In quantum field theory one usually calculates the Feynman propagator defined as the time ordered product of (scalar) fields: $$iG_F(x,x')=\langle0\lvert T[\phi(x)\phi(x')]\rvert0\rangle \tag{1}$$

However sometimes you come across other vacuum expectation values (VEV), especially for the commutator and anticommutators, denoted respectively by: $$iG(x,x')=\langle0\lvert [\phi(x),\phi(x')] \rvert 0\rangle \tag{2}$$ $$G^{(1)}(x,x')=\langle0\lvert\{\phi(x),\phi(x') \} \rvert 0\rangle \tag{3},$$ where $G(x,x')$ is known as Schwinger function and $G^{(1)}(x,x')$ as Hadamard elementary function.

Now if I've understood correctly, the VEV of the time ordered product $(1)$ describes the propagation of a particle from $x'$ to $x$ if $t_{x'}<t_x$ or the other way around.

The question is that is there a same type of physical interpretation for the two other VEV of equations $(2)$ and $(3)?$


1 Answer 1


Well, "physical meaning" is a quit ambiguous word, actually.

What one can say is that, regarding so-called Gaussian states as Minkowski quantum vacuum, the Wightman two-point function $w_2(x,y) = \langle \psi|\phi(x) \phi(y) \psi \rangle$ permits one to reconstruct both the state and the representation of the whole theory in a Hilbert space, up to isomorphisms.

This result is a subcase of a more general result (see Strater-Wightman textbook for instance) regarding general states and the whole class of $n$-point functions $w(x_1, \ldots, x_n)$, $n=1,2,\ldots$.
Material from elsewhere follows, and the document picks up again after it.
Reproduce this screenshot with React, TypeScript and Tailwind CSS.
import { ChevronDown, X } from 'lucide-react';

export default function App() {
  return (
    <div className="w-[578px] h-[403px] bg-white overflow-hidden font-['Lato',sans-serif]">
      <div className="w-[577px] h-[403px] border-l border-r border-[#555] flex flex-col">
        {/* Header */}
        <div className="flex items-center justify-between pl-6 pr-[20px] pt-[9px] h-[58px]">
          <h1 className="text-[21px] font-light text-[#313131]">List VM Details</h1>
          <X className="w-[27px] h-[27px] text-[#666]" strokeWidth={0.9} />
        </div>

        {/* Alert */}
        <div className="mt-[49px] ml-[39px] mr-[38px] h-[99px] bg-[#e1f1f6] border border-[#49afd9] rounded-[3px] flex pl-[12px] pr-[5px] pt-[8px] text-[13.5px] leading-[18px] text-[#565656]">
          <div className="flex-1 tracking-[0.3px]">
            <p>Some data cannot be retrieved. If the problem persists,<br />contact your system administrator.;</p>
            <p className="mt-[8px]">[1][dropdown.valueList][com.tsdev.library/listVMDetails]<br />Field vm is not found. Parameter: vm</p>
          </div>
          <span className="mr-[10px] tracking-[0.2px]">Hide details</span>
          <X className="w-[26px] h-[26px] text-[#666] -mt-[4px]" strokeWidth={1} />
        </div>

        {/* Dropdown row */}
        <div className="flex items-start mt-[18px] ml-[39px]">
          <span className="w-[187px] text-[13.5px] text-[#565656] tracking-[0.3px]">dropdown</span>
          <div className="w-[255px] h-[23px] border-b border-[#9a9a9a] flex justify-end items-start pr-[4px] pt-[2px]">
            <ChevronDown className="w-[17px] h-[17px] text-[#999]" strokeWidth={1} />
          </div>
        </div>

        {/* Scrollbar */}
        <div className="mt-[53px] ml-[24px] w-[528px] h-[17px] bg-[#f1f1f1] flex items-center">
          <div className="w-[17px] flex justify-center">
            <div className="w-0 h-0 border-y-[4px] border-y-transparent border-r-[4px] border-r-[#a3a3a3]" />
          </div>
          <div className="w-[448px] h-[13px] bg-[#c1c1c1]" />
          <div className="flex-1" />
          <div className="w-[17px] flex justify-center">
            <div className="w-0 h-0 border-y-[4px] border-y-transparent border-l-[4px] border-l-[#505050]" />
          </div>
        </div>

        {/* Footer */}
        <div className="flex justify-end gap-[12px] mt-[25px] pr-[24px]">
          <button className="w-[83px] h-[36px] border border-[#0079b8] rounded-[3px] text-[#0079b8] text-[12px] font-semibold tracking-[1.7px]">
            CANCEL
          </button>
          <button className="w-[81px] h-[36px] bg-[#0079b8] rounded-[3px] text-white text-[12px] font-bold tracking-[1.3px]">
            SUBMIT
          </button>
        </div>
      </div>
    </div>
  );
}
Regarding $w_2(x,y)$ actually the quantum information is completely encompassed by its symmetric part, that is the Hadamard function you mention, since the anti-symmetric part does not distinguish among different quantum states as it satisfies

$$\frac{1}{2} \langle \psi|(\phi(x) \phi(y) - \phi(y) \phi(x))\psi \rangle = \frac{i}{2}E(x,y) \langle \psi| I \psi\rangle = \frac{i}{2}E(x,y) $$ where $E$ is the so-called causal propagator, the difference of the advanced Green function, $A$, and the retarded, one $R$, of the Klein-Gordon operator. $A$ and $R$ are completely classical (non-quantum) objects: They do not need any quantization procedure to be defined, just the classical theory of hyperbolic PDEs.

The Schwinger function essentually is $E$ above defined. $E$ is a map associating smooth compactly supported functions $f$ with solutions of (homogeneous) KG equation $\psi_f (x) = \int E(x,y) f(y) dy$ supported in $J^+(supp f) \cup J^-(supp f)$. The existence of $E$ permits to define field operators smeared with solutions instead of compactly supported functions. This opportunity is useful in sevearl points in developing the theory, for instance the LSZ formalism.